* _WORK TO DO_: Reproduce every line of the listing as written, apart from the pictures.

* _COLLECTED MATERIAL_:
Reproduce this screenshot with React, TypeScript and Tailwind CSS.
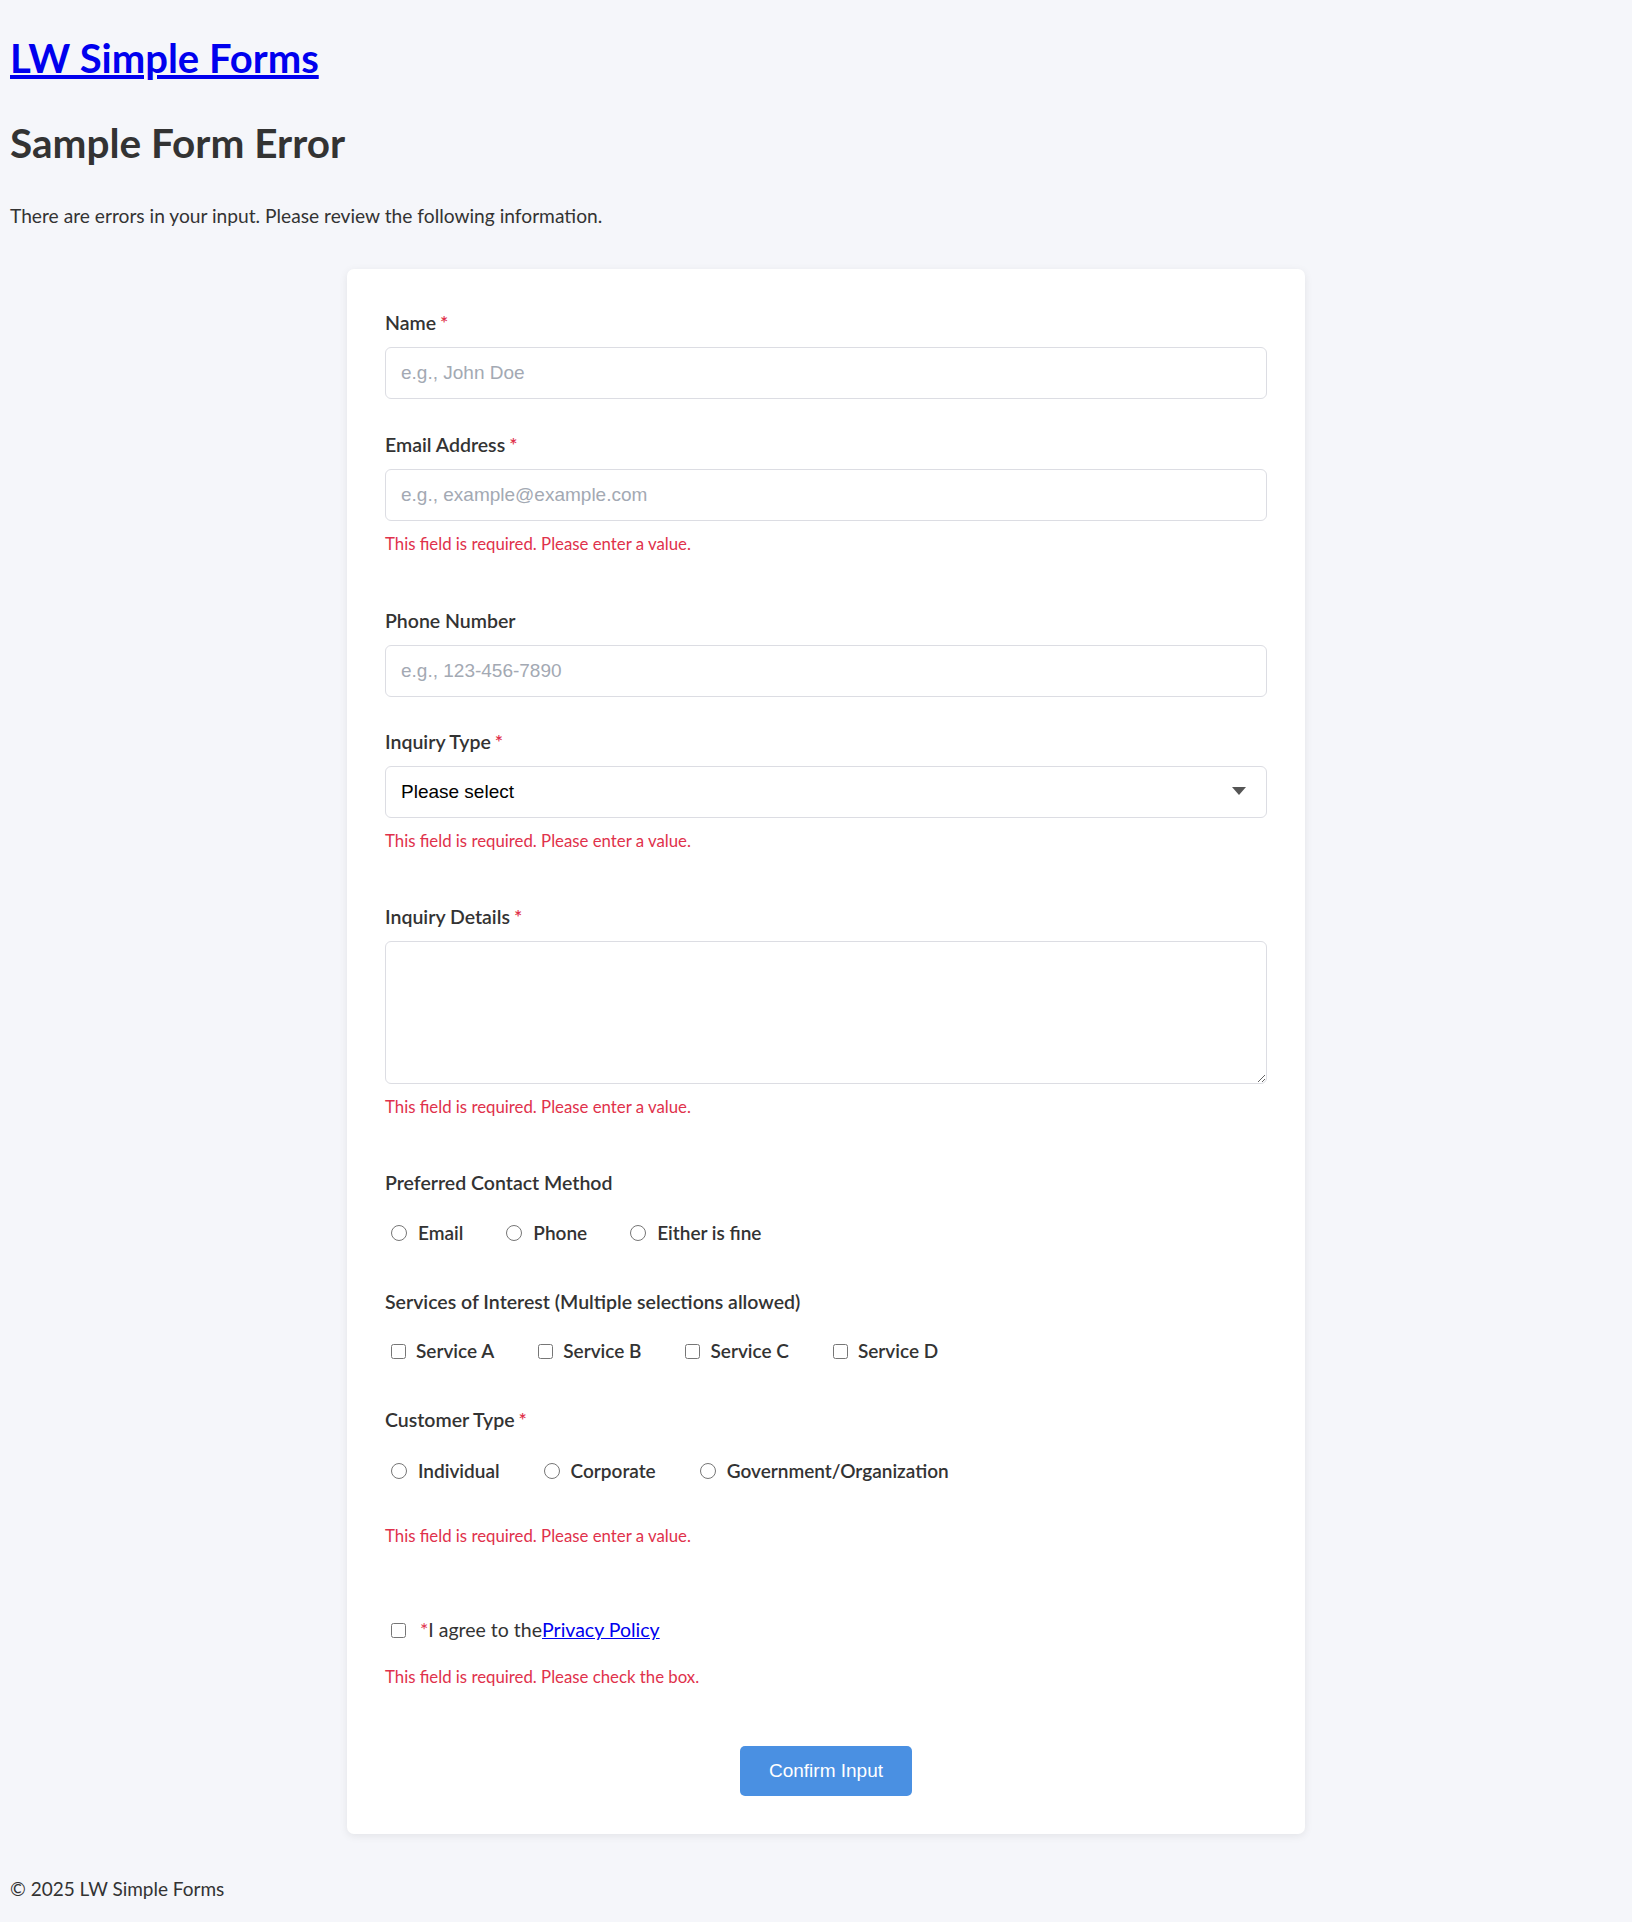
import React from 'react';

const contactMethods = ['Email', 'Phone', 'Either is fine'];
const services = ['Service A', 'Service B', 'Service C', 'Service D'];
const customerTypes = ['Individual', 'Corporate', 'Government/Organization'];

function Required() {
  return <span className="ml-[4px] text-[#e0314b]">*</span>;
}

function FieldLabel({ children, required }: { children: React.ReactNode; required?: boolean }) {
  return (
    <label className="block text-[19.5px] leading-[28px] font-semibold text-[#333]">
      {children}
      {required && <Required />}
    </label>
  );
}

function ErrorText({ children, className = '' }: { children: React.ReactNode; className?: string }) {
  return <p className={`text-[16.8px] leading-[26px] text-[#e0314b] ${className}`}>{children}</p>;
}

const inputClass =
  "block w-full h-[52px] rounded-[6px] border border-[#dcdde3] bg-white px-[15px] font-['Liberation_Sans',Arial,sans-serif] text-[19px] text-[#222] placeholder:text-[#a3a9b3] outline-none";

export default function App() {
  return (
    <div className="min-h-[1922px] bg-[#f5f6fa] px-[10px] font-['Lato',sans-serif] text-[#333]">
      <h1 className="pt-[34px] text-[40px] leading-[48px] font-bold">
        <a href="#" className="text-[#0000ee] underline">
          LW Simple Forms
        </a>
      </h1>
      <h2 className="mt-[37px] text-[40.5px] leading-[48px] font-bold text-[#333]">Sample Form Error</h2>
      <p className="mt-[35px] text-[19.2px] leading-[28px]">
        There are errors in your input. Please review the following information.
      </p>

      {/* form card */}
      <form className="mt-[39px] ml-[337px] w-[958px] rounded-[7px] bg-white px-[38px] pt-[40px] pb-[38px] shadow-[0_2px_8px_rgba(0,0,0,0.08)]">
        <div className="mb-[32px]">
          <FieldLabel required>Name</FieldLabel>
          <input className={`mt-[10px] ${inputClass}`} placeholder="e.g., John Doe" />
        </div>

        <div className="mb-[50px]">
          <FieldLabel required>Email Address</FieldLabel>
          <input className={`mt-[10px] ${inputClass}`} placeholder="e.g., example@example.com" />
          <ErrorText className="mt-[10px]">This field is required. Please enter a value.</ErrorText>
        </div>

        <div className="mb-[31px]">
          <FieldLabel>Phone Number</FieldLabel>
          <input className={`mt-[10px] ${inputClass}`} placeholder="e.g., 123-456-7890" />
        </div>

        <div className="mb-[49px]">
          <FieldLabel required>Inquiry Type</FieldLabel>
          <div className="relative mt-[10px]">
            <select className={`${inputClass} h-[51px] appearance-none text-black`} defaultValue="">
              <option value="">Please select</option>
              <option>General Inquiry</option>
              <option>Support</option>
            </select>
            <svg
              className="pointer-events-none absolute right-[21px] top-[21px]"
              width="14"
              height="8"
              viewBox="0 0 14 8"
            >
              <path d="M0 0 H14 L7 8 Z" fill="#555" />
            </svg>
          </div>
          <ErrorText className="mt-[10px]">This field is required. Please enter a value.</ErrorText>
        </div>

        <div className="mb-[49px]">
          <FieldLabel required>Inquiry Details</FieldLabel>
          <textarea
            className="mt-[10px] block h-[143px] w-full rounded-[6px] border border-[#dcdde3] bg-white px-[15px] py-[12px] font-['Liberation_Sans',Arial,sans-serif] text-[19px] outline-none"
          />
          <ErrorText className="mt-[10px]">This field is required. Please enter a value.</ErrorText>
        </div>

        <div className="mb-[41px]">
          <FieldLabel>Preferred Contact Method</FieldLabel>
          <div className="mt-[22px] flex h-[28px] items-center">
            {contactMethods.map((m) => (
              <label key={m} className="mr-[37px] inline-flex items-center text-[19px] font-semibold text-[#333]">
                <input type="radio" name="contact" className="ml-[6px] mr-[11px] h-[16px] w-[16px]" />
                {m}
              </label>
            ))}
          </div>
        </div>

        <div className="mb-[41px]">
          <FieldLabel>Services of Interest (Multiple selections allowed)</FieldLabel>
          <div className="mt-[21px] flex h-[28px] items-center">
            {services.map((s) => (
              <label key={s} className="mr-[38px] inline-flex items-center text-[19px] font-semibold text-[#333]">
                <input type="checkbox" className="ml-[6px] mr-[10px] h-[15px] w-[15px]" />
                {s}
              </label>
            ))}
          </div>
        </div>

        <div>
          <FieldLabel required>Customer Type</FieldLabel>
          <div className="mt-[23px] flex h-[28px] items-center">
            {customerTypes.map((c) => (
              <label key={c} className="mr-[38px] inline-flex items-center text-[19px] font-semibold text-[#333]">
                <input type="radio" name="customer" className="ml-[6px] mr-[11px] h-[16px] w-[16px]" />
                {c}
              </label>
            ))}
          </div>
          <ErrorText className="mt-[38px]">This field is required. Please enter a value.</ErrorText>
        </div>

        <div className="mt-[67px]">
          <label className="flex h-[28px] items-center text-[19.5px] text-[#333]">
            <input type="checkbox" className="ml-[6px] mr-[14px] h-[15px] w-[15px]" />
            <span className="text-[#e0314b]">*</span>
            <span>I agree to the</span>
            <a href="#" className="text-[#0000ee] underline">
              Privacy Policy
            </a>
          </label>
          <ErrorText className="mt-[20px]">This field is required. Please check the box.</ErrorText>
        </div>

        <div className="mt-[56px] flex justify-center">
          <button
            type="button"
            className="h-[50px] w-[172px] rounded-[5px] bg-[#4a90e2] font-['Liberation_Sans',Arial,sans-serif] text-[19px] text-white"
          >
            Confirm Input
          </button>
        </div>
      </form>

      <footer className="mt-[41px] pb-[20px] text-[19px] leading-[28px] text-[#333]">© 2025 LW Simple Forms</footer>
    </div>
  );
}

* _FULL SOLUTION_:
Reproduce this screenshot with React, TypeScript and Tailwind CSS.
import React from 'react';

const contactMethods = ['Email', 'Phone', 'Either is fine'];
const services = ['Service A', 'Service B', 'Service C', 'Service D'];
const customerTypes = ['Individual', 'Corporate', 'Government/Organization'];

function Required() {
  return <span className="ml-[4px] text-[#e0314b]">*</span>;
}

function FieldLabel({ children, required }: { children: React.ReactNode; required?: boolean }) {
  return (
    <label className="block text-[19.5px] leading-[28px] font-semibold text-[#333]">
      {children}
      {required && <Required />}
    </label>
  );
}

function ErrorText({ children, className = '' }: { children: React.ReactNode; className?: string }) {
  return <p className={`text-[16.8px] leading-[26px] text-[#e0314b] ${className}`}>{children}</p>;
}

const inputClass =
  "block w-full h-[52px] rounded-[6px] border border-[#dcdde3] bg-white px-[15px] font-['Liberation_Sans',Arial,sans-serif] text-[19px] text-[#222] placeholder:text-[#a3a9b3] outline-none";

export default function App() {
  return (
    <div className="min-h-[1922px] bg-[#f5f6fa] px-[10px] font-['Lato',sans-serif] text-[#333]">
      <h1 className="pt-[34px] text-[40px] leading-[48px] font-bold">
        <a href="#" className="text-[#0000ee] underline">
          LW Simple Forms
        </a>
      </h1>
      <h2 className="mt-[37px] text-[40.5px] leading-[48px] font-bold text-[#333]">Sample Form Error</h2>
      <p className="mt-[35px] text-[19.2px] leading-[28px]">
        There are errors in your input. Please review the following information.
      </p>

      {/* form card */}
      <form className="mt-[39px] ml-[337px] w-[958px] rounded-[7px] bg-white px-[38px] pt-[40px] pb-[38px] shadow-[0_2px_8px_rgba(0,0,0,0.08)]">
        <div className="mb-[32px]">
          <FieldLabel required>Name</FieldLabel>
          <input className={`mt-[10px] ${inputClass}`} placeholder="e.g., John Doe" />
        </div>

        <div className="mb-[50px]">
          <FieldLabel required>Email Address</FieldLabel>
          <input className={`mt-[10px] ${inputClass}`} placeholder="e.g., example@example.com" />
          <ErrorText className="mt-[10px]">This field is required. Please enter a value.</ErrorText>
        </div>

        <div className="mb-[31px]">
          <FieldLabel>Phone Number</FieldLabel>
          <input className={`mt-[10px] ${inputClass}`} placeholder="e.g., 123-456-7890" />
        </div>

        <div className="mb-[49px]">
          <FieldLabel required>Inquiry Type</FieldLabel>
          <div className="relative mt-[10px]">
            <select className={`${inputClass} h-[51px] appearance-none text-black`} defaultValue="">
              <option value="">Please select</option>
              <option>General Inquiry</option>
              <option>Support</option>
            </select>
            <svg
              className="pointer-events-none absolute right-[21px] top-[21px]"
              width="14"
              height="8"
              viewBox="0 0 14 8"
            >
              <path d="M0 0 H14 L7 8 Z" fill="#555" />
            </svg>
          </div>
          <ErrorText className="mt-[10px]">This field is required. Please enter a value.</ErrorText>
        </div>

        <div className="mb-[49px]">
          <FieldLabel required>Inquiry Details</FieldLabel>
          <textarea
            className="mt-[10px] block h-[143px] w-full rounded-[6px] border border-[#dcdde3] bg-white px-[15px] py-[12px] font-['Liberation_Sans',Arial,sans-serif] text-[19px] outline-none"
          />
          <ErrorText className="mt-[10px]">This field is required. Please enter a value.</ErrorText>
        </div>

        <div className="mb-[41px]">
          <FieldLabel>Preferred Contact Method</FieldLabel>
          <div className="mt-[22px] flex h-[28px] items-center">
            {contactMethods.map((m) => (
              <label key={m} className="mr-[37px] inline-flex items-center text-[19px] font-semibold text-[#333]">
                <input type="radio" name="contact" className="ml-[6px] mr-[11px] h-[16px] w-[16px]" />
                {m}
              </label>
            ))}
          </div>
        </div>

        <div className="mb-[41px]">
          <FieldLabel>Services of Interest (Multiple selections allowed)</FieldLabel>
          <div className="mt-[21px] flex h-[28px] items-center">
            {services.map((s) => (
              <label key={s} className="mr-[38px] inline-flex items-center text-[19px] font-semibold text-[#333]">
                <input type="checkbox" className="ml-[6px] mr-[10px] h-[15px] w-[15px]" />
                {s}
              </label>
            ))}
          </div>
        </div>

        <div>
          <FieldLabel required>Customer Type</FieldLabel>
          <div className="mt-[23px] flex h-[28px] items-center">
            {customerTypes.map((c) => (
              <label key={c} className="mr-[38px] inline-flex items-center text-[19px] font-semibold text-[#333]">
                <input type="radio" name="customer" className="ml-[6px] mr-[11px] h-[16px] w-[16px]" />
                {c}
              </label>
            ))}
          </div>
          <ErrorText className="mt-[38px]">This field is required. Please enter a value.</ErrorText>
        </div>

        <div className="mt-[67px]">
          <label className="flex h-[28px] items-center text-[19.5px] text-[#333]">
            <input type="checkbox" className="ml-[6px] mr-[14px] h-[15px] w-[15px]" />
            <span className="text-[#e0314b]">*</span>
            <span>I agree to the</span>
            <a href="#" className="text-[#0000ee] underline">
              Privacy Policy
            </a>
          </label>
          <ErrorText className="mt-[20px]">This field is required. Please check the box.</ErrorText>
        </div>

        <div className="mt-[56px] flex justify-center">
          <button
            type="button"
            className="h-[50px] w-[172px] rounded-[5px] bg-[#4a90e2] font-['Liberation_Sans',Arial,sans-serif] text-[19px] text-white"
          >
            Confirm Input
          </button>
        </div>
      </form>

      <footer className="mt-[41px] pb-[20px] text-[19px] leading-[28px] text-[#333]">© 2025 LW Simple Forms</footer>
    </div>
  );
}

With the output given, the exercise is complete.